Perhaps a clue is Lacan's section on soda-masochism, when he states that "at the moment when the loop is closed, when it is from one pole to the other that there has been a reversal, when the other has come into play, when the subject has taken himself as the end, the terminus of the drive" (183). Could it be here where Katniss would again reassert herself into the narrative: when the electric current runs through her, does she become, for an instant, a part of the system that she's destroying? At least a part of this is true: District 12, her home, the place where she became what she was, is itself annihilated.

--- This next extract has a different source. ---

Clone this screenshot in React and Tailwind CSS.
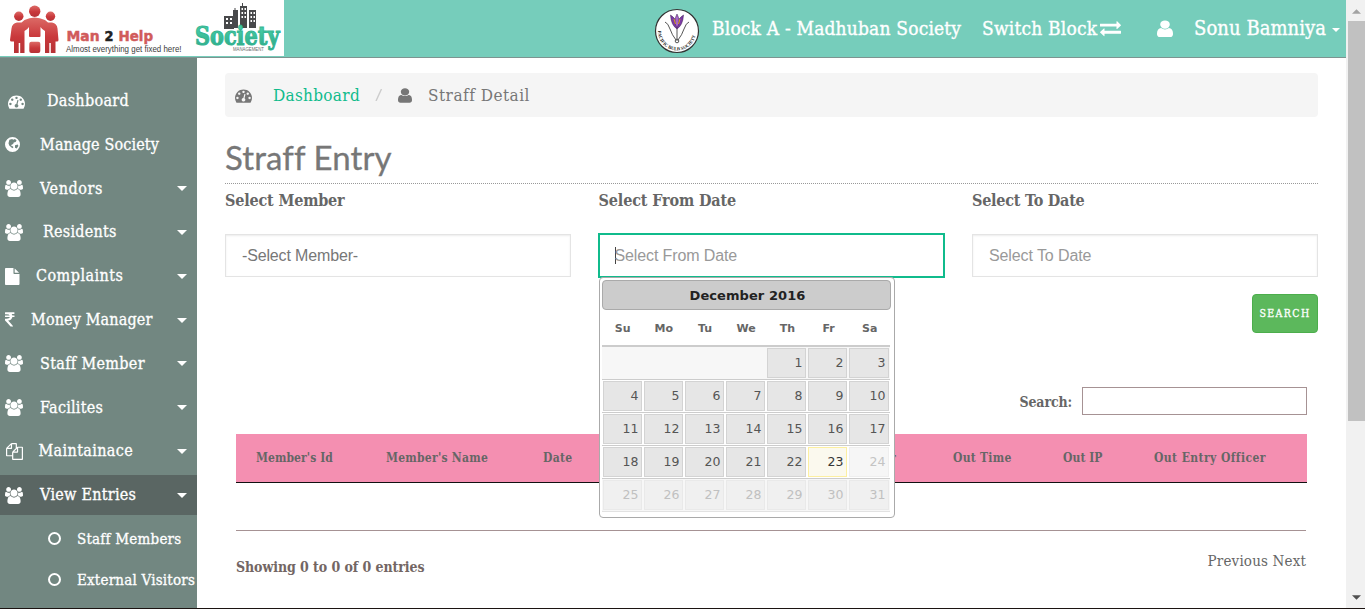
const SERIF = "font-['DejaVu_Serif_Condensed','DejaVu_Serif',serif]";

const PATHS = {
  tachometer: "M384 1152q0-53-37.5-90.5t-90.5-37.5-90.5 37.5-37.5 90.5 37.5 90.5 90.5 37.5 90.5-37.5 37.5-90.5zm192-448q0-53-37.5-90.5t-90.5-37.5-90.5 37.5-37.5 90.5 37.5 90.5 90.5 37.5 90.5-37.5 37.5-90.5zm428 481l101-382q6-26-7.5-48.5t-38.5-29.5-48 6.5-30 39.5l-101 382q-60 5-107 43.5t-63 98.5q-20 77 20 146t117 89 146-20 89-117q16-60-6-117t-72-91zm660-33q0-53-37.5-90.5t-90.5-37.5-90.5 37.5-37.5 90.5 37.5 90.5 90.5 37.5 90.5-37.5 37.5-90.5zm-640-640q0-53-37.5-90.5t-90.5-37.5-90.5 37.5-37.5 90.5 37.5 90.5 90.5 37.5 90.5-37.5 37.5-90.5zm448 192q0-53-37.5-90.5t-90.5-37.5-90.5 37.5-37.5 90.5 37.5 90.5 90.5 37.5 90.5-37.5 37.5-90.5zm320 448q0 261-141 483-19 29-54 29h-1402q-35 0-54-29-141-221-141-483 0-182 71-348t191-286 286-191 348-71 348 71 286 191 191 286 71 348z",
  user: "M1536 1399q0 109-62.5 187t-150.5 78h-854q-88 0-150.5-78t-62.5-187q0-85 8.5-160.5t31.5-152 58.5-131 94-89 134.5-34.5q131 128 313 128t313-128q76 0 134.5 34.5t94 89 58.5 131 31.5 152 8.5 160.5zm-256-887q0 159-112.5 271.5t-271.5 112.5-271.5-112.5-112.5-271.5 112.5-271.5 271.5-112.5 271.5 112.5 112.5 271.5z",
  users: "M593 896q-162 5-265 128h-134q-82 0-138-40.5t-56-118.5q0-353 124-353 6 0 43.5 21t97.5 42.5 119 21.5q67 0 133-23-5 37-5 66 0 139 81 256zm1071 637q0 120-73 189.5t-194 69.5h-874q-121 0-194-69.5t-73-189.5q0-53 3.5-103.5t14-109 26.5-108.5 43-97.5 62-81 85.5-53.5 111.5-20q10 0 43 21.5t73 48 107 48 135 21.5 135-21.5 107-48 73-48 43-21.5q61 0 111.5 20t85.5 53.5 62 81 43 97.5 26.5 108.5 14 109 3.5 103.5zm-1024-1277q0 106-75 181t-181 75-181-75-75-181 75-181 181-75 181 75 75 181zm704 384q0 159-112.5 271.5t-271.5 112.5-271.5-112.5-112.5-271.5 112.5-271.5 271.5-112.5 271.5 112.5 112.5 271.5zm576 225q0 78-56 118.5t-138 40.5h-134q-103-123-265-128 81-117 81-256 0-29-5-66 66 23 133 23 59 0 119-21.5t97.5-42.5 43.5-21q124 0 124 353zm-128-609q0 106-75 181t-181 75-181-75-75-181 75-181 181-75 181 75 75 181z",
  exchange: "M1792 1184v192q0 13-9.5 22.5t-22.5 9.5h-1376v192q0 13-9.5 22.5t-22.5 9.5q-12 0-24-10l-319-320q-9-9-9-22 0-14 9-23l320-320q9-9 23-9 13 0 22.5 9.5t9.5 22.5v192h1376q13 0 22.5 9.5t9.5 22.5zm0-544q0 14-9 23l-320 320q-9 9-23 9-13 0-22.5-9.5t-9.5-22.5v-192h-1376q-13 0-22.5-9.5t-9.5-22.5v-192q0-13 9.5-22.5t22.5-9.5h1376v-192q0-14 9-23t23-9q12 0 24 10l319 319q9 9 9 23z",
  file: "M1152 512v-472q22 14 36 28l408 408q14 14 28 36h-472zm-128 32q0 40 28 68t68 28h544v1056q0 40-28 68t-68 28h-1344q-40 0-68-28t-28-68v-1600q0-40 28-68t68-28h800v544z",
  files: "M1696 384q40 0 68 28t28 68v1216q0 40-28 68t-68 28h-960q-40 0-68-28t-28-68v-288h-544q-40 0-68-28t-28-68v-672q0-40 20-88t48-76l408-408q28-28 76-48t88-20h416q40 0 68 28t28 68v328q68-40 128-40h416zm-544 213l-299 299h299v-299zm-640-384l-299 299h299v-299zm196 647l316-316v-416h-384v416q0 40-28 68t-68 28h-416v640h512v-256q0-40 20-88t48-76zm956 804v-1152h-384v416q0 40-28 68t-68 28h-416v640h896z",
  rupee: "M1345 470v102q0 14-9 23t-23 9h-168q-23 144-129 234t-276 110q167 178 459 536 14 16 4 34-8 18-29 18h-195q-16 0-25-12-306-367-498-571-9-9-9-22v-127q0-13 9.5-22.5t22.5-9.5h112q132 0 212.5-43t102.5-125h-427q-14 0-23-9t-9-23v-102q0-14 9-23t23-9h413q-57-113-268-113h-145q-13 0-22.5-9.5t-9.5-22.5v-133q0-14 9-23t23-9h832q14 0 23 9t9 23v102q0 14-9 23t-23 9h-233q47 61 64 144h171q14 0 23 9t9 23z",
};

const BOXES = {
  tachometer: "0 0 1792 1792",
  user: "256 0 1280 1792",
  users: "0 0 1920 1792",
  exchange: "0 0 1792 1792",
  file: "128 0 1536 1792",
  files: "0 0 1792 1792",
  rupee: "448 0 898 1792",
};

function Icon({ name, className = "" }) {
  if (name === "globe") {
    return (
      <svg viewBox="0 0 24 24" className={className}>
        <path
          fill="currentColor"
          fillRule="evenodd"
          d="M12 0a12 12 0 1 0 0 24a12 12 0 1 0 0-24zM7 4.200l4.500-1.200 1.500 1.500 3-1.200 2.500 2.200-1.500 2.500-3 .6-1 2.400-2.500 1.200-.6 2 2.600.6 1 1.500-1.800 1.600-2.200-2.100-2.700-2.200-1.200-3.800zM16 13l4.500-1 .9 2.500-2.700 4-2.700-1.500z"
        />
      </svg>
    );
  }
  return (
    <svg viewBox={BOXES[name]} preserveAspectRatio="none" fill="currentColor" className={className}>
      <path d={PATHS[name]} />
    </svg>
  );
}

function Caret({ className = "" }) {
  return (
    <svg viewBox="0 0 10 5" fill="currentColor" className={className}>
      <path d="M0 0h10L5 5z" />
    </svg>
  );
}

function ManToHelpLogo() {
  return (
    <svg width="190" height="56" viewBox="0 0 190 56" className="shrink-0">
      <defs>
        <linearGradient id="red" x1="0" y1="0" x2="0" y2="1">
          <stop offset="0" stopColor="#dc6a66" />
          <stop offset="0.55" stopColor="#c9383b" />
          <stop offset="1" stopColor="#b53236" />
        </linearGradient>
      </defs>
      <g fill="url(#red)">
        <circle cx="34.700" cy="11.300" r="5.700" />
        <circle cx="18.800" cy="16.300" r="4.700" />
        <circle cx="50.500" cy="16.300" r="4.700" />
        <path d="M24.500 20q10-5 20.500 0l3 2.500h4q5 1 5.500 6L58.500 40q0 1.500-1.500 1.500h-1.500V53H50.800V43h-1.500v10H45V31q-3-1.500-4.500-4V36q0 1-1 1h-9.500q-1 0-1-1v-9q-1.500 2.500-4.500 4v22h-4.300V43h-1.500v10H14V41.500h-2.500Q10 41.500 10 40l1.500-11.500q.5-5 5.500-6h4.500z" />
        <rect x="29.300" y="41.800" width="11" height="11.200" rx="2" />
      </g>
      <g className="font-['DejaVu_Sans'] font-bold" fontSize="14.500">
        <text x="66.500" y="40.500" fill="#d15b5b" stroke="#d15b5b" strokeWidth="0.500" textLength="33" lengthAdjust="spacingAndGlyphs">Man</text>
        <text x="104.500" y="40.500" fill="#222" stroke="#222" strokeWidth="0.500" textLength="9" lengthAdjust="spacingAndGlyphs">2</text>
        <text x="118.500" y="40.500" fill="#d15b5b" stroke="#d15b5b" strokeWidth="0.500" textLength="34.500" lengthAdjust="spacingAndGlyphs">Help</text>
      </g>
      <text x="66" y="52.300" fontSize="8.500" fill="#3c3c3c" className="font-['Liberation_Sans']" textLength="115.500" lengthAdjust="spacingAndGlyphs">
        Almost everything get fixed here!
      </text>
    </svg>
  );
}

function SocietyLogo() {
  return (
    <svg width="94" height="56" viewBox="190 0 94 56" className="shrink-0">
      <defs>
        <linearGradient id="teal" x1="0" y1="0" x2="0" y2="1">
          <stop offset="0.300" stopColor="#43cba4" />
          <stop offset="1" stopColor="#2ba384" />
        </linearGradient>
      </defs>
      <g fill="#48494b">
        <path d="M224 16h10v13h-10zM233 10h1.500v-2h1v2h2.500v18h-5zM241 6h1v-3h1v3h4v22h-7V6zM249 10h7v18h-7z" />
      </g>
      <g fill="#fff">
        <path d="M226 18h2v2h-2zM230 18h2v2h-2zM226 22h2v2h-2zM230 22h2v2h-2zM241.500 8h1.500v2h-1.500zM244.500 8h1.500v2h-1.500zM241.500 12h1.500v2h-1.500zM244.500 12h1.500v2h-1.500zM241.500 16h1.500v2h-1.500zM244.500 16h1.500v2h-1.500zM250.500 12h1.500v2h-1.500zM253.500 12h1.500v2h-1.500zM250.500 16h1.500v2h-1.500zM253.500 16h1.500v2h-1.500zM250.500 20h1.500v2h-1.500zM253.500 20h1.500v2h-1.500z" />
      </g>
      <text x="195" y="44.500" fontSize="26" fill="url(#teal)" stroke="#35b592" strokeWidth="1.100" className="font-['DejaVu_Serif'] font-bold" textLength="84.500" lengthAdjust="spacingAndGlyphs">
        Society
      </text>
      <text x="233" y="51" fontSize="5" fill="#6b6b6b" className="font-['Liberation_Sans']" textLength="31" lengthAdjust="spacingAndGlyphs">
        MANAGEMENT
      </text>
    </svg>
  );
}

function BulbSocietyBadge() {
  return (
    <svg width="46" height="46" viewBox="0 0 46 46" className="shrink-0">
      <defs>
        <path id="ring" d="M4.500 19A19 19 0 1 0 41.500 19" />
      </defs>
      <circle cx="23" cy="23" r="21.500" fill="#fff" stroke="#333" strokeWidth="1.200" />
      <g fill="none" stroke="#555" strokeWidth="1">
        <path d="M11 14q3 1 5 7t6 11M35 14q-3 1-5 7t-6 11M23 19v14" />
        <circle cx="23" cy="33" r="1.800" />
      </g>
      <g fill="#7d3aa5" stroke="#3d2050" strokeWidth="0.500">
        <path d="M23 21q-6-4-6.500-14 4 2 6.500 8 2.500-6 6.500-8-.5 10-6.500 14z" />
        <path d="M23 20q-4-7 0-14 4 7 0 14z" fill="#a964c8" />
      </g>
      <path d="M20 11l1.500 5M26 11l-1.500 5" stroke="#d9a31c" strokeWidth="1" />
      <text fontSize="4.700" fill="#222" className="font-['Liberation_Serif'] font-bold">
        <textPath href="#ring" startOffset="4">PACIFIC BULB SOCIETY</textPath>
      </text>
    </svg>
  );
}

function Header() {
  return (
    <header className="flex h-[58px] shrink-0 border-b border-[#7d9490] bg-[#76cdbb] text-white">
      <div className="flex h-14 w-[284px] shrink-0 bg-white">
        <ManToHelpLogo />
        <SocietyLogo />
      </div>
      <div className={`flex h-14 flex-1 items-center pl-[370px] whitespace-nowrap [-webkit-text-stroke:0.35px] ${SERIF}`}>
        <span className="mt-[5px] flex [-webkit-text-stroke:0]"><BulbSocietyBadge /></span>
        <span className="ml-3 w-[270px] text-[19px] tracking-[0.18px]">Block A - Madhuban Society</span>
        <span className="flex w-[175px] items-center gap-[3px] text-[19px] tracking-[0.2px]">
          Switch Block
          <Icon name="exchange" className="h-5 w-[21px]" />
        </span>
        <Icon name="user" className="mt-0.5 h-[19.500px] w-4" />
        <span className="ml-[21px] w-[138px] text-[20px] tracking-[0.07px]">Sonu Bamniya</span>
        <Caret className="mt-[3px] h-1 w-2" />
      </div>
    </header>
  );
}

const MENU = [
  { label: "Dashboard", icon: "tachometer", iconBox: "ml-2 w-[39px]", size: "h-[17px] w-[17px]", tracking: "tracking-[0.29px]" },
  { label: "Manage Society", icon: "globe", iconBox: "ml-[5px] w-[35px]", size: "size-[15px]", tracking: "tracking-[0.14px]" },
  { label: "Vendors", icon: "users", iconBox: "ml-[5px] w-[35px]", size: "h-[17px] w-[18px]", tracking: "tracking-[0.59px]", caret: true },
  { label: "Residents", icon: "users", iconBox: "ml-[5px] w-[38px]", size: "h-[17px] w-[18px]", tracking: "tracking-[0.22px]", caret: true },
  { label: "Complaints", icon: "file", iconBox: "ml-[5px] w-[31px]", size: "h-[17px] w-[14.500px]", tracking: "tracking-[0.47px]", caret: true },
  { label: "Money Manager", icon: "rupee", iconBox: "ml-[5px] w-[26px]", size: "h-[18px] w-[9.500px]", tracking: "tracking-[0.14px]", caret: true },
  { label: "Staff Member", icon: "users", iconBox: "ml-[5px] w-[35px]", size: "h-[17px] w-[18px]", tracking: "tracking-[0.33px]", caret: true },
  { label: "Facilites", icon: "users", iconBox: "ml-[5px] w-[35px]", size: "h-[17px] w-[18px]", tracking: "tracking-[0.22px]", caret: true },
  { label: "Maintainace", icon: "files", iconBox: "ml-[5.5px] w-[33px]", size: "size-[17px]", tracking: "tracking-[0.36px]", caret: true },
  { label: "View Entries", icon: "users", iconBox: "ml-[5px] w-[35px]", size: "h-[17px] w-[18px]", tracking: "tracking-[0.26px]", caret: true, active: true },
];

function Sidebar() {
  return (
    <aside className={`flex w-[197px] shrink-0 flex-col overflow-hidden bg-[#728781] pt-[23.200px] whitespace-nowrap text-white [-webkit-text-stroke:0.3px] ${SERIF}`}>
      <nav className="flex flex-col gap-[3.780px]">
        {MENU.map((m) => (
          <a key={m.label} className={`flex h-10 items-center text-base ${m.active ? "bg-[#5a6663]" : ""}`}>
            <span className={`flex shrink-0 ${m.iconBox}`}>
              <Icon name={m.icon} className={m.size} />
            </span>
            <span className={`flex-1 ${m.tracking}`}>{m.label}</span>
            {m.caret && <Caret className="mr-[10.500px] h-[5px] w-[10px]" />}
          </a>
        ))}
      </nav>
      <div className="mt-[3.300px] flex flex-col pl-[47.500px] text-[15px]">
        {[
          ["Staff Members", "tracking-[0.22px]"],
          ["External Visitors", "tracking-[0.2px]"],
        ].map(([t, tr]) => (
          <a key={t} className="flex h-[41px] items-center">
            <span className="mr-[16.500px] size-[13px] shrink-0 rounded-full border-2 border-white" />
            <span className={tr}>{t}</span>
          </a>
        ))}
      </div>
    </aside>
  );
}

const WEEKS = [
  [null, null, null, null, 1, 2, 3],
  [4, 5, 6, 7, 8, 9, 10],
  [11, 12, 13, 14, 15, 16, 17],
  [18, 19, 20, 21, 22, 23, 24],
  [25, 26, 27, 28, 29, 30, 31],
];

function dayClass(d) {
  if (d === 23) return "border-[#fcefa1] bg-[#fbf9ee] text-[#363636]";
  if (d === 24) return "border-[#eeeeee] bg-[#f6f6f6] text-[#c4c4c4]";
  if (d > 24) return "border-[#e9e9e9] bg-[#f0f0f0] text-[#c0c0c0]";
  return "border-[#d3d3d3] bg-[#e6e6e6] text-[#555]";
}

function Calendar() {
  return (
    <div className="absolute top-11 left-px z-10 h-[241px] w-[296px] rounded border border-[#aaa] bg-white p-0.5 font-['DejaVu_Sans',sans-serif] tracking-normal">
      <div className="flex h-[30px] w-[289px] items-center justify-center rounded border border-[#aaa] bg-[#ccc] pt-px pl-0.5 text-[13px] font-bold tracking-[0.08px] text-[#222]">
        December 2016
      </div>
      <div className="flex h-[35px] w-[290px] items-center pt-[3px] text-[11px] font-bold text-[#666]">
        {["Su", "Mo", "Tu", "We", "Th", "Fr", "Sa"].map((d) => (
          <span key={d} className="w-[41.200px] shrink-0 text-center">{d}</span>
        ))}
      </div>
      <div className="w-[288px] border-t-2 border-[#ccc]">
        {WEEKS.map((w, i) => (
          <div
            key={i}
            className={`flex h-[33px] gap-0.5 border-b px-px pt-px ${i === 0 ? "bg-[#f7f7f7]" : ""} ${i === 4 ? "border-[#e2e2e2] bg-[#f7f7f7]" : "border-[#ccc]"}`}
          >
            {w.map((d, j) =>
              d === null ? (
                <span key={j} className="w-[39px]" />
              ) : (
                <span key={j} className={`flex h-[30px] items-center justify-end border pr-[2.500px] text-[12.500px] ${j === 6 ? "w-10" : "w-[39px]"} ${dayClass(d)}`}>
                  {d}
                </span>
              )
            )}
          </div>
        ))}
      </div>
    </div>
  );
}

function Field({ label, tracking, children }) {
  return (
    <div>
      <label className={`block h-[50px] pt-[5px] text-base leading-6 font-bold text-[#666] ${SERIF} ${tracking}`}>{label}</label>
      {children}
    </div>
  );
}

const BOX = "flex h-[43px] items-center border border-[#e4e4e4] px-4 font-['Liberation_Sans',sans-serif] text-base shadow-[inset_0_1px_2px_rgba(0,0,0,0.075)]";

const COLUMNS = [
  ["Member's Id", "w-[130px] tracking-[0.08px]"],
  ["Member's Name", "w-[157px] tracking-[0.26px]"],
  ["Date", "w-[251px] tracking-[0.32px]"],
  ["In Entry Officer", "w-[159px] tracking-[0.42px]"],
  ["Out Time", "w-[110px] tracking-[0.26px]"],
  ["Out IP", "w-[91px] tracking-[0.06px]"],
  ["Out Entry Officer", "tracking-[0.42px]"],
];

function Main() {
  return (
    <main className={`min-w-0 flex-1 bg-white pt-[15px] pr-7 pl-7 ${SERIF}`}>
      <div className="flex h-11 items-center rounded bg-[#f5f5f5] pl-2.5 text-[17px] text-[#777]">
        <Icon name="tachometer" className="size-[17px]" />
        <span className="ml-[21px] w-[102px] pt-0.5 tracking-[0.3px] text-[#10bb8c]">Dashboard</span>
        <svg viewBox="0 0 8 12" className="h-3 w-2" stroke="#ccc" strokeWidth="1.400">
          <path d="M1 12L6.500 0" />
        </svg>
        <Icon name="user" className="ml-[14.500px] h-[17px] w-[14px]" />
        <span className="ml-[16.500px] pt-0.5 tracking-[0.49px]">Straff Detail</span>
      </div>

      <h1 className="mt-5 h-[47px] border-b border-dotted border-[#999] font-['Lato',sans-serif] text-[33px] leading-10 tracking-[0.1px] text-[#777] [-webkit-text-stroke:0.3px]">
        Straff Entry
      </h1>

      <div className="grid grid-cols-3 gap-x-[27.500px]">
        <Field label="Select Member" tracking="tracking-[-0.17px]">
          <div className={`${BOX} tracking-[-0.15px] text-[#777]`}>-Select Member-</div>
        </Field>
        <Field label="Select From Date" tracking="tracking-[-0.13px]">
          <div className="relative -mt-px -mr-[0.500px] -ml-[0.500px] flex h-[45px] items-center border-2 border-[#10bb8c] pl-[14.500px] font-['Liberation_Sans',sans-serif] text-base tracking-[-0.12px] text-[#999]">
            <span className="-mr-px h-[17px] w-px bg-[#444]" />
            Select From Date
            <div className="absolute -top-0.5 -left-0.5"><Calendar /></div>
          </div>
        </Field>
        <Field label="Select To Date" tracking="tracking-[-0.23px]">
          <div className={`${BOX} tracking-[-0.1px] text-[#999]`}>Select To Date</div>
        </Field>
      </div>

      <div className="mt-4 flex justify-end">
        <button className="h-[39px] w-[66px] rounded border border-[#4cae4c] bg-[#5cb85c] text-[10.500px] tracking-[1.400px] text-white [-webkit-text-stroke:0.3px]">
          SEARCH
        </button>
      </div>

      <section className="mt-[54px] px-[11px]">
        <div className="flex items-center justify-end gap-2.5 text-[14px] font-bold tracking-[-0.13px] text-[#666]">
          <span className="pt-0.5">Search:</span>
          <span className="h-7 w-[225px] border border-[#a69294]" />
        </div>
        <div className="mt-[19px] flex h-[49px] items-center border-b border-[#111] bg-[#f48fb1] pl-5 text-xs font-bold whitespace-nowrap text-[#666]">
          {COLUMNS.map(([t, c]) => (
            <span key={t} className={`shrink-0 ${c}`}>{t}</span>
          ))}
        </div>
        <div className="mr-px h-12 border-b border-[#a69294]" />
        <div className="flex justify-between">
          <span className="pt-[26px] text-[14px] leading-5 font-bold tracking-[-0.07px] text-[#736664]">Showing 0 to 0 of 0 entries</span>
          <span className="pt-5 pr-px text-[15px] leading-5 tracking-[0.16px] text-[#666]">Previous Next</span>
        </div>
      </section>
    </main>
  );
}

function Scrollbar() {
  return (
    <div className="flex w-[19px] shrink-0 flex-col items-center bg-[#f1f1f1] pl-0.5">
      <Caret className="mt-[9px] h-[5px] w-[9px] rotate-180 text-[#a3a3a3]" />
      <div className="mt-[7px] h-[400px] w-[17px] bg-[#c1c1c1]" />
      <Caret className="mt-auto mb-[8px] h-[5px] w-[9px] text-[#505050]" />
    </div>
  );
}

export default function App() {
  return (
    <div className="flex h-[609px] w-[1365px] flex-col overflow-hidden bg-white">
      <div className="flex min-h-0 flex-1">
        <div className="flex min-w-0 flex-1 flex-col">
          <Header />
          <div className="flex min-h-0 flex-1">
            <Sidebar />
            <Main />
          </div>
        </div>
        <Scrollbar />
      </div>
      <div className="h-px shrink-0 bg-[#1c1412]" />
    </div>
  );
}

Katniss can never be the same again. How can we think about this in terms of an instruction that will increase our hermeneutic and theoretical understanding of Electracy? 


Until next time,
Asmaa
------------------------------------------------------------Response
You have the feel for Lacanian style (and its Chinese cousin) in working through a theoretical issue by means of an art (or other materialized) example.  Potentiality is the central issue as we know, with the Unconscious located in an interval gap of Limbo between Potential and Actual (central and fundamental theme of metaphysics).  Relevant to the lessons of your case example is Lacan's description of the Unconscious as an alternating current, or at as a fish net that opens and closes, a "trap" in this respect, whose rhythms one must learn to notice.  In his  famous talk given at the Johns Hopkins Symposium that kicked off poststructuralism in America, Lacan evoked the Unconscious as a figure, as Baltimore in the early morning, before sunrise, with the neon lights of the city blinking on and off.  I appropriated that image to develop a version of conduction that I characterized as "reasoneon."  We may recognize the Tai Chi symbol referencing the alternating rhythm of yin-yang, closed and broken lines stacking up into sets of 6, a hexagram as two trigrams, moments of time flowing constantly, frame grabs of process, positions as we know--of Shi.  It is the 0/1 F/T off/on switch constitutive of computing (the invention streams converging.  Leibniz who developed the binomial number system was shocked when he learned about the I Ching from a Jesuit friend returning from mission work in China.  He saw that the 64 hexagram configured the first 64 numbers in a binomial system.  Finally, Lacan made the connection with Electracy explicit when he explained this operation of the Unconscious with reference to electricity itself, and the physics of an electric light (having to do with the properties of current). 
But all of that , as in your case also, is to understand this Real, known as the Unconscious, in order to be able to live with it and thrive in that rhythm.